GIVEN EXERCISE:
Restate the records that follow word for word; no pictures should appear.

DATA RECORDS:
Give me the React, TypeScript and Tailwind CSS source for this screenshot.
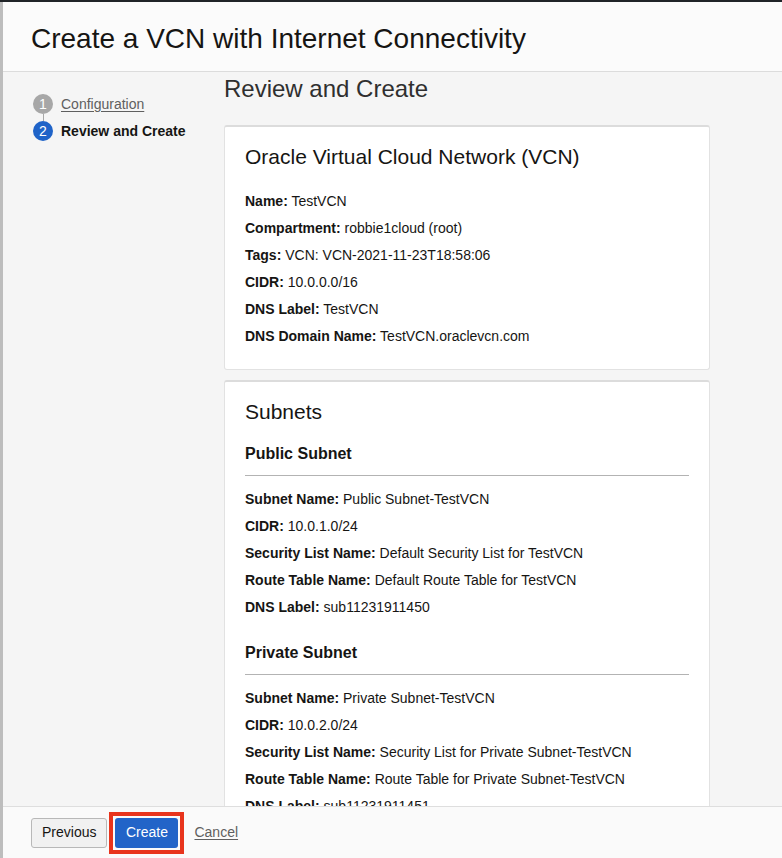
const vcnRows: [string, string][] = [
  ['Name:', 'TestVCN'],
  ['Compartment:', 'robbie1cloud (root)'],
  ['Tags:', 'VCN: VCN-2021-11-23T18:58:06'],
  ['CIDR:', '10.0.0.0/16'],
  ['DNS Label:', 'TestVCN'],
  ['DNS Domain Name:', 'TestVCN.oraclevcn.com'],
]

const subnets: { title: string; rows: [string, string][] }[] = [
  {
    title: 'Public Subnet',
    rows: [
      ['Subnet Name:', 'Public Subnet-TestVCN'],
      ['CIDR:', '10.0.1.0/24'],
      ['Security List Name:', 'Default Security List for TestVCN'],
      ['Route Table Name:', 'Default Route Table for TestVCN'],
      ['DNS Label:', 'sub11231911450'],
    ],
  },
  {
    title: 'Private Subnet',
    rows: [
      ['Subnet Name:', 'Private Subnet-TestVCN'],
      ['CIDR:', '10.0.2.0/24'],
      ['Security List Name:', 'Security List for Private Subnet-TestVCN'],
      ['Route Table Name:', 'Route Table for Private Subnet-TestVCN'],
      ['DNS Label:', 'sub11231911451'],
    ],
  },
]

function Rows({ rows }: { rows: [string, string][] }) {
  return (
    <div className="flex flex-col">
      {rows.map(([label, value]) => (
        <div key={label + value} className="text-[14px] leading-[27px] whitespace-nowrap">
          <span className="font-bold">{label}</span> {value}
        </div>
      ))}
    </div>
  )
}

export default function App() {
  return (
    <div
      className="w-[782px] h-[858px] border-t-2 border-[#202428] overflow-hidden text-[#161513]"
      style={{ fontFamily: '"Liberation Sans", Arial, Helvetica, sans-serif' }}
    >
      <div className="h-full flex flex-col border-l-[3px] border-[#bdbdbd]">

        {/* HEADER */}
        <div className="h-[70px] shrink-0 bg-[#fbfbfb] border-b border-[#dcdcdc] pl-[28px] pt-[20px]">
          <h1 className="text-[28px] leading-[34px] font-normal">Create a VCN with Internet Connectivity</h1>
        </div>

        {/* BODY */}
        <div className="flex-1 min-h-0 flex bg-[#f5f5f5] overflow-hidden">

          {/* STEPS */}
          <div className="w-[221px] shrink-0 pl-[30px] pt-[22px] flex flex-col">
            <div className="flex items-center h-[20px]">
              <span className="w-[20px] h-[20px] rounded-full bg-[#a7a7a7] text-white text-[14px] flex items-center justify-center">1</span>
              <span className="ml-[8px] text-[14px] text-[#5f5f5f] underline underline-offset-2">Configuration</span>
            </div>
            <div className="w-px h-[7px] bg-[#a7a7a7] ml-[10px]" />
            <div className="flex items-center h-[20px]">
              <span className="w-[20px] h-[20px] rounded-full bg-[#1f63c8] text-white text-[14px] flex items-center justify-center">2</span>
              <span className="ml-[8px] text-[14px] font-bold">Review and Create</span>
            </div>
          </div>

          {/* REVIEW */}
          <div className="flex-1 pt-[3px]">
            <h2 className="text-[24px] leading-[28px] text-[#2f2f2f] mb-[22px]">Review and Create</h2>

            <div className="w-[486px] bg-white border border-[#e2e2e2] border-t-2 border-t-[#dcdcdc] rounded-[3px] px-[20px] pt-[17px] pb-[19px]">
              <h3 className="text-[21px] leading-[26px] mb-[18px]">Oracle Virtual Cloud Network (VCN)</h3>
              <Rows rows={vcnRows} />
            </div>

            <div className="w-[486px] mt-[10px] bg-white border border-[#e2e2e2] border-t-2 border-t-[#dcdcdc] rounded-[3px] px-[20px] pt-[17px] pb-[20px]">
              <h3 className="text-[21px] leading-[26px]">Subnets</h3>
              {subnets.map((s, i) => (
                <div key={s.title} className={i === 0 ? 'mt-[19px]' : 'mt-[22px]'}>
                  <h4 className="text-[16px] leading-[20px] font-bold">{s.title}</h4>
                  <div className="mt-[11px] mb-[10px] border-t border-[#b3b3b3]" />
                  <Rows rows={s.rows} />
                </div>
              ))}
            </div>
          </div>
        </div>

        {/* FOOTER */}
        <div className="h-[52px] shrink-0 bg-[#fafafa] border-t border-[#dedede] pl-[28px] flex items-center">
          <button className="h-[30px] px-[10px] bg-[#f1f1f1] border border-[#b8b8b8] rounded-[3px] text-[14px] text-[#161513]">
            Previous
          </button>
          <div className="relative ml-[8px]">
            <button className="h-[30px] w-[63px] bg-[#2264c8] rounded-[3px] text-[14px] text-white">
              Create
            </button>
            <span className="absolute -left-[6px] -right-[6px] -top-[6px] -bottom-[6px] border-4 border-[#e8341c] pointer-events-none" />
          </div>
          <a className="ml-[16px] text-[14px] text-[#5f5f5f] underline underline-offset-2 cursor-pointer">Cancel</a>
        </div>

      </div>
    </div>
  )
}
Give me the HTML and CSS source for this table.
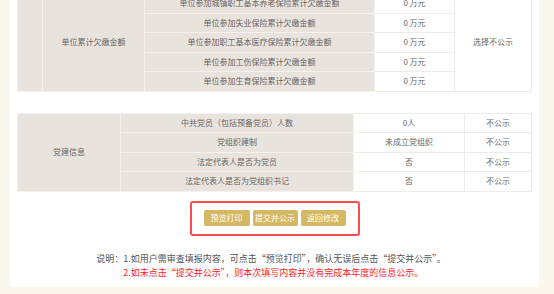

FULL OUTPUT:
Give me the React, TypeScript and Tailwind CSS source for this screenshot.
const vcnRows: [string, string][] = [
  ['Name:', 'TestVCN'],
  ['Compartment:', 'robbie1cloud (root)'],
  ['Tags:', 'VCN: VCN-2021-11-23T18:58:06'],
  ['CIDR:', '10.0.0.0/16'],
  ['DNS Label:', 'TestVCN'],
  ['DNS Domain Name:', 'TestVCN.oraclevcn.com'],
]

const subnets: { title: string; rows: [string, string][] }[] = [
  {
    title: 'Public Subnet',
    rows: [
      ['Subnet Name:', 'Public Subnet-TestVCN'],
      ['CIDR:', '10.0.1.0/24'],
      ['Security List Name:', 'Default Security List for TestVCN'],
      ['Route Table Name:', 'Default Route Table for TestVCN'],
      ['DNS Label:', 'sub11231911450'],
    ],
  },
  {
    title: 'Private Subnet',
    rows: [
      ['Subnet Name:', 'Private Subnet-TestVCN'],
      ['CIDR:', '10.0.2.0/24'],
      ['Security List Name:', 'Security List for Private Subnet-TestVCN'],
      ['Route Table Name:', 'Route Table for Private Subnet-TestVCN'],
      ['DNS Label:', 'sub11231911451'],
    ],
  },
]

function Rows({ rows }: { rows: [string, string][] }) {
  return (
    <div className="flex flex-col">
      {rows.map(([label, value]) => (
        <div key={label + value} className="text-[14px] leading-[27px] whitespace-nowrap">
          <span className="font-bold">{label}</span> {value}
        </div>
      ))}
    </div>
  )
}

export default function App() {
  return (
    <div
      className="w-[782px] h-[858px] border-t-2 border-[#202428] overflow-hidden text-[#161513]"
      style={{ fontFamily: '"Liberation Sans", Arial, Helvetica, sans-serif' }}
    >
      <div className="h-full flex flex-col border-l-[3px] border-[#bdbdbd]">

        {/* HEADER */}
        <div className="h-[70px] shrink-0 bg-[#fbfbfb] border-b border-[#dcdcdc] pl-[28px] pt-[20px]">
          <h1 className="text-[28px] leading-[34px] font-normal">Create a VCN with Internet Connectivity</h1>
        </div>

        {/* BODY */}
        <div className="flex-1 min-h-0 flex bg-[#f5f5f5] overflow-hidden">

          {/* STEPS */}
          <div className="w-[221px] shrink-0 pl-[30px] pt-[22px] flex flex-col">
            <div className="flex items-center h-[20px]">
              <span className="w-[20px] h-[20px] rounded-full bg-[#a7a7a7] text-white text-[14px] flex items-center justify-center">1</span>
              <span className="ml-[8px] text-[14px] text-[#5f5f5f] underline underline-offset-2">Configuration</span>
            </div>
            <div className="w-px h-[7px] bg-[#a7a7a7] ml-[10px]" />
            <div className="flex items-center h-[20px]">
              <span className="w-[20px] h-[20px] rounded-full bg-[#1f63c8] text-white text-[14px] flex items-center justify-center">2</span>
              <span className="ml-[8px] text-[14px] font-bold">Review and Create</span>
            </div>
          </div>

          {/* REVIEW */}
          <div className="flex-1 pt-[3px]">
            <h2 className="text-[24px] leading-[28px] text-[#2f2f2f] mb-[22px]">Review and Create</h2>

            <div className="w-[486px] bg-white border border-[#e2e2e2] border-t-2 border-t-[#dcdcdc] rounded-[3px] px-[20px] pt-[17px] pb-[19px]">
              <h3 className="text-[21px] leading-[26px] mb-[18px]">Oracle Virtual Cloud Network (VCN)</h3>
              <Rows rows={vcnRows} />
            </div>

            <div className="w-[486px] mt-[10px] bg-white border border-[#e2e2e2] border-t-2 border-t-[#dcdcdc] rounded-[3px] px-[20px] pt-[17px] pb-[20px]">
              <h3 className="text-[21px] leading-[26px]">Subnets</h3>
              {subnets.map((s, i) => (
                <div key={s.title} className={i === 0 ? 'mt-[19px]' : 'mt-[22px]'}>
                  <h4 className="text-[16px] leading-[20px] font-bold">{s.title}</h4>
                  <div className="mt-[11px] mb-[10px] border-t border-[#b3b3b3]" />
                  <Rows rows={s.rows} />
                </div>
              ))}
            </div>
          </div>
        </div>

        {/* FOOTER */}
        <div className="h-[52px] shrink-0 bg-[#fafafa] border-t border-[#dedede] pl-[28px] flex items-center">
          <button className="h-[30px] px-[10px] bg-[#f1f1f1] border border-[#b8b8b8] rounded-[3px] text-[14px] text-[#161513]">
            Previous
          </button>
          <div className="relative ml-[8px]">
            <button className="h-[30px] w-[63px] bg-[#2264c8] rounded-[3px] text-[14px] text-white">
              Create
            </button>
            <span className="absolute -left-[6px] -right-[6px] -top-[6px] -bottom-[6px] border-4 border-[#e8341c] pointer-events-none" />
          </div>
          <a className="ml-[16px] text-[14px] text-[#5f5f5f] underline underline-offset-2 cursor-pointer">Cancel</a>
        </div>

      </div>
    </div>
  )
}
Give me the HTML and CSS source for this table.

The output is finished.